▼▼▼

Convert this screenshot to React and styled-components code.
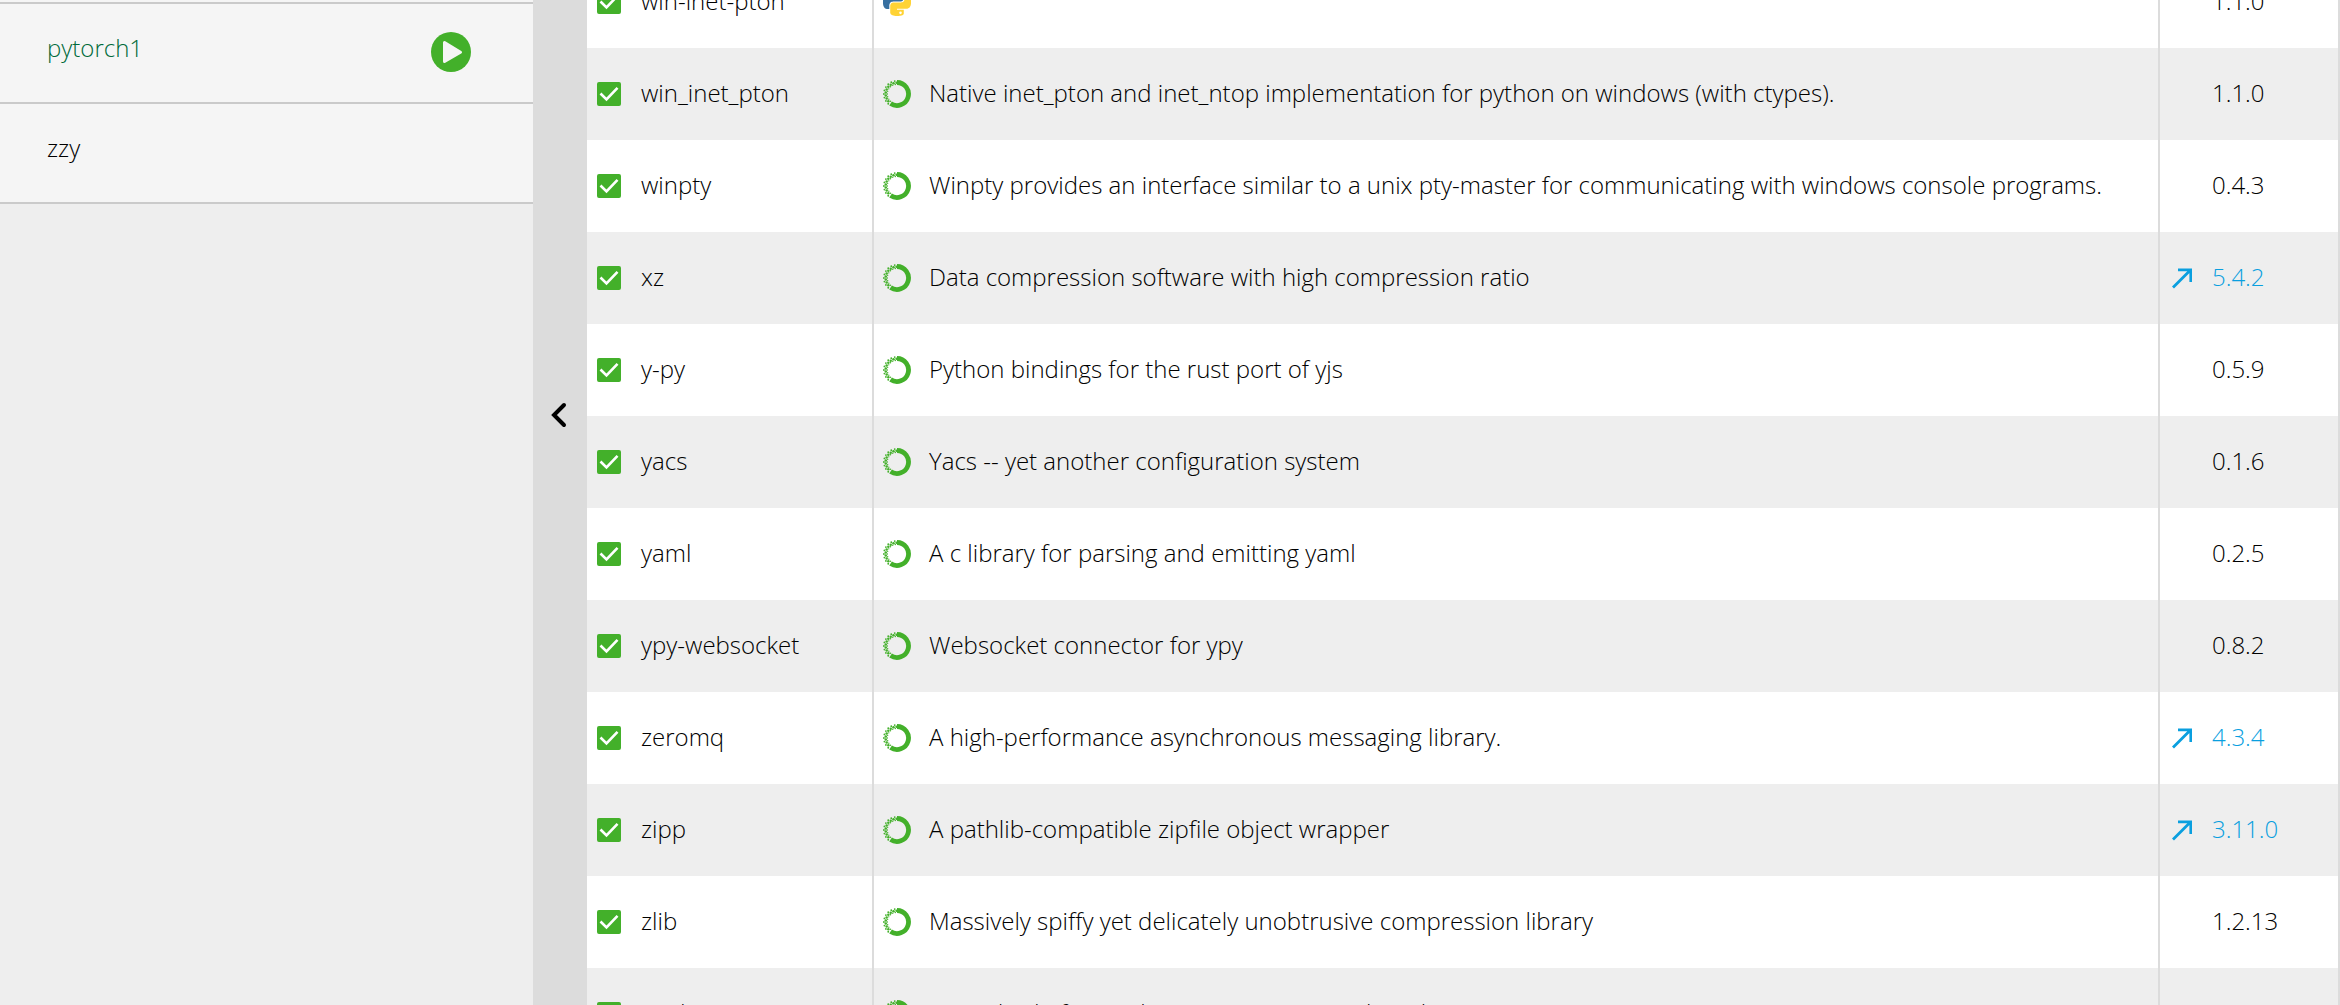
import React from "react";
import styled, { createGlobalStyle } from "styled-components";

const GlobalStyle = createGlobalStyle`
  * { box-sizing: border-box; }
  body {
    margin: 0;
    background: #fff;
    color: #000;
    font-family: "Open Sans", "Noto Sans", sans-serif;
    font-size: 24px;
    font-weight: 300;
    line-height: 32px;
  }
`;

const Page = styled.div`
  display: flex;
  height: 100vh;
  overflow: hidden;
`;

const Sidebar = styled.nav`
  flex: 0 0 533px;
  overflow: hidden;
  background: #eeeeee;
`;

const EnvironmentList = styled.ul`
  margin: -96px 0 0;
  padding: 0;
  list-style: none;
`;

const Environment = styled.li`
  display: flex;
  align-items: center;
  justify-content: space-between;
  height: 100px;
  padding: 0 62px 2px 47px;
  background: #f5f5f5;
  border-bottom: 2px solid #cacaca;
`;

const PlainButton = styled.button`
  display: flex;
  padding: 0;
  border: 0;
  background: none;
  color: inherit;
  font: inherit;
  cursor: pointer;
`;

const EnvironmentName = styled(PlainButton)`
  padding-bottom: 8px;
  color: ${(p) => (p.$active ? "#006a3a" : "#000")};
`;

const Splitter = styled.div`
  flex: 0 0 54px;
  display: flex;
  align-items: flex-start;
  justify-content: center;
  padding: 399px 2px 0 0;
  background: #dcdcdc;
`;

const PackagePanel = styled.main`
  flex: 1;
  min-width: 0;
  overflow: hidden;
`;

const PackageTable = styled.table`
  width: 100%;
  margin-top: -44px;
  border-collapse: separate;
  border-spacing: 0;
  table-layout: fixed;
`;

const Column = styled.col`
  width: ${(p) => p.$width};
`;

const PackageRow = styled.tr`
  background: #fff;
  &:nth-child(even) { background: #eeeeee; }
`;

const Cell = styled.td`
  height: 92px;
  padding: 0 0 0 ${(p) => p.$inset};
  border-right: 2px solid #dcdcdc;
  white-space: nowrap;
`;

const CellContent = styled.div`
  display: flex;
  align-items: center;
  gap: ${(p) => p.$gap};
`;

const PackageLabel = styled.label`
  display: flex;
  align-items: center;
  gap: 20px;
`;

const CellText = styled.span`
  padding-bottom: 2px;
  color: ${(p) => (p.$upgradable ? "#0a9fdf" : "#000")};
`;

const CheckFrame = styled.span`
  display: grid;
  width: 24px;
  height: 24px;
  > * { grid-area: 1 / 1; }
  svg { pointer-events: none; }
`;

const CheckBox = styled.input`
  appearance: none;
  width: 24px;
  height: 24px;
  margin: 0;
  border: 2px solid #43b02a;
  border-radius: 2px;
  &:checked { background: #43b02a; }
  &:not(:checked) + svg { visibility: hidden; }
`;

const Icon = styled.svg`
  display: block;
  flex: none;
`;

const UpdateSlot = styled.span`
  flex: 0 0 20px;
`;

const GREEN = "#43b02a";

function point(radius, degrees) {
  const a = (degrees * Math.PI) / 180;
  return [14 + radius * Math.sin(a), 14 - radius * Math.cos(a)];
}

function buildSpecks() {
  const specks = [];
  [
    [13.1, 0, 0.9],
    [11.3, 8, 1.25],
    [9.7, 0, 0.7],
  ].forEach(([radius, shift, size]) => {
    for (let d = 222; d < 352; d += 16) {
      const [cx, cy] = point(radius, d + shift);
      specks.push({ cx, cy, r: size });
    }
  });
  return specks;
}

const SPECKS = buildSpecks();
const [ARC_X, ARC_Y] = point(11.5, 214);

function CondaIcon() {
  return (
    <Icon width="28" height="28" viewBox="0 0 28 28" role="img" aria-label="conda">
      <path
        d={`M14 2.5A11.5 11.5 0 1 1 ${ARC_X} ${ARC_Y}`}
        fill="none"
        stroke={GREEN}
        strokeWidth="4.8"
      />
      <g fill={GREEN}>
        {SPECKS.map((s, i) => (
          <circle key={i} {...s} />
        ))}
      </g>
    </Icon>
  );
}

function PythonIcon() {
  return (
    <Icon width="28" height="28" viewBox="0 0 24 24" role="img" aria-label="pip">
      <path
        fill="#366fa0"
        d="M14.25.18l.9.2.73.26.59.3.45.32.34.34.25.34.16.33.1.3.04.26.02.2-.01.13V8.5l-.05.63-.13.55-.21.46-.26.38-.3.31-.33.25-.35.19-.35.14-.33.1-.3.07-.26.04-.21.02H8.77l-.69.05-.59.14-.5.22-.41.27-.33.32-.27.35-.2.36-.15.37-.1.35-.07.32-.04.27-.02.21v3.06H3.17l-.21-.03-.28-.07-.32-.12-.35-.18-.36-.26-.36-.36-.35-.46-.32-.59-.28-.73-.21-.88-.14-1.05-.05-1.23.06-1.22.16-1.04.24-.87.32-.71.36-.57.4-.44.42-.33.42-.24.4-.16.36-.1.32-.05.24-.01h.16l.06.01h8.16v-.83H6.18l-.01-2.75-.02-.37.05-.34.11-.31.17-.28.25-.26.31-.23.38-.2.44-.18.51-.15.58-.12.64-.1.71-.06.77-.04.84-.02 1.27.05z"
      />
      <path
        fill="#ffd335"
        d="M21.04 6.11l.28.06.32.12.35.18.36.27.36.35.35.47.32.59.28.73.21.88.14 1.04.05 1.23-.06 1.23-.16 1.04-.24.86-.32.71-.36.57-.4.45-.42.33-.42.24-.4.16-.36.09-.32.05-.24.02-.16-.01h-8.22v.82h5.84l.01 2.76.02.36-.05.34-.11.31-.17.29-.25.25-.31.24-.38.2-.44.17-.51.15-.58.13-.64.09-.71.07-.77.04-.84.01-1.27-.04-1.07-.14-.9-.2-.73-.25-.59-.3-.45-.33-.34-.34-.25-.34-.16-.33-.1-.3-.04-.25-.02-.2.01-.13v-5.34l.05-.64.13-.54.21-.46.26-.38.3-.32.33-.24.35-.2.35-.14.33-.1.3-.06.26-.04.21-.02.13-.01h5.84l.69-.05.59-.14.5-.21.41-.28.33-.32.27-.35.2-.36.15-.36.1-.35.07-.32.04-.28.02-.21V6.07h2.09l.14.01z"
      />
      <circle cx="15" cy="21.3" r="1.1" fill="#fff" />
    </Icon>
  );
}

function PlayIcon() {
  return (
    <Icon width="40" height="40" viewBox="0 0 40 40" aria-hidden="true">
      <circle cx="20" cy="20" r="20" fill={GREEN} />
      <path
        d="M13.5 10.5V29.5L29.5 20.2Z"
        fill="#f5f5f5"
        stroke="#f5f5f5"
        strokeWidth="3"
        strokeLinejoin="round"
      />
    </Icon>
  );
}

function UpdateIcon() {
  return (
    <Icon width="20" height="22" viewBox="0 0 20 22" role="img" aria-label="Update available">
      <path
        d="M1 20.5L18.5 3M6 2.8H18.8V15"
        fill="none"
        stroke="#0a9fdf"
        strokeWidth="2.8"
      />
    </Icon>
  );
}

const PACKAGES = [
  { name: "win-inet-pton", about: "", version: "1.1.0", pip: true },
  { name: "win_inet_pton", about: "Native inet_pton and inet_ntop implementation for python on windows (with ctypes).", version: "1.1.0" },
  { name: "winpty", about: "Winpty provides an interface similar to a unix pty-master for communicating with windows console programs.", version: "0.4.3" },
  { name: "xz", about: "Data compression software with high compression ratio", version: "5.4.2", upgradable: true },
  { name: "y-py", about: "Python bindings for the rust port of yjs", version: "0.5.9" },
  { name: "yacs", about: "Yacs -- yet another configuration system", version: "0.1.6" },
  { name: "yaml", about: "A c library for parsing and emitting yaml", version: "0.2.5" },
  { name: "ypy-websocket", about: "Websocket connector for ypy", version: "0.8.2" },
  { name: "zeromq", about: "A high-performance asynchronous messaging library.", version: "4.3.4", upgradable: true },
  { name: "zipp", about: "A pathlib-compatible zipfile object wrapper", version: "3.11.0", upgradable: true },
  { name: "zlib", about: "Massively spiffy yet delicately unobtrusive compression library", version: "1.2.13" },
  { name: "zstd", about: "Zstandard - fast real-time compression algorithm", version: "" },
];

function Package({ name, about, version, pip, upgradable }) {
  return (
    <PackageRow>
      <Cell $inset="10px">
        <PackageLabel>
          <CheckFrame>
            <CheckBox type="checkbox" defaultChecked />
            <Icon width="24" height="24" viewBox="0 0 24 24" aria-hidden="true">
              <path d="M3.5 11.5L9.5 17.5L20.5 5.8" fill="none" stroke="#fff" strokeWidth="2.6" />
            </Icon>
          </CheckFrame>
          <CellText>{name}</CellText>
        </PackageLabel>
      </Cell>
      <Cell $inset="9px">
        <CellContent $gap="18px">
          {pip ? <PythonIcon /> : <CondaIcon />}
          <CellText>{about}</CellText>
        </CellContent>
      </Cell>
      <Cell $inset="12px">
        <CellContent $gap="20px">
          <UpdateSlot>{upgradable && <UpdateIcon />}</UpdateSlot>
          <CellText $upgradable={upgradable}>{version}</CellText>
        </CellContent>
      </Cell>
    </PackageRow>
  );
}

export default function App() {
  return (
    <>
      <GlobalStyle />
      <Page>
        <Sidebar aria-label="Environments">
          <EnvironmentList>
            <Environment />
            <Environment>
              <EnvironmentName $active>pytorch1</EnvironmentName>
              <PlainButton aria-label="Run pytorch1">
                <PlayIcon />
              </PlainButton>
            </Environment>
            <Environment>
              <EnvironmentName>zzy</EnvironmentName>
            </Environment>
          </EnvironmentList>
        </Sidebar>
        <Splitter>
          <PlainButton aria-label="Collapse environments">
            <Icon width="20" height="32" viewBox="0 0 20 32" aria-hidden="true">
              <path
                d="M15 6L5 16L15 26"
                fill="none"
                stroke="#000"
                strokeWidth="4"
                strokeLinecap="round"
              />
            </Icon>
          </PlainButton>
        </Splitter>
        <PackagePanel>
          <PackageTable>
            <colgroup>
              <Column $width="287px" />
              <Column $width="auto" />
              <Column $width="180px" />
            </colgroup>
            <tbody>
              {PACKAGES.map((p) => (
                <Package key={p.name} {...p} />
              ))}
            </tbody>
          </PackageTable>
        </PackagePanel>
      </Page>
    </>
  );
}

▲▲▲

■ The problem: Show every line where the string "components" appears.

■ Task answer:
Convert this screenshot to React and styled-components code.
import styled, { createGlobalStyle } from "styled-components";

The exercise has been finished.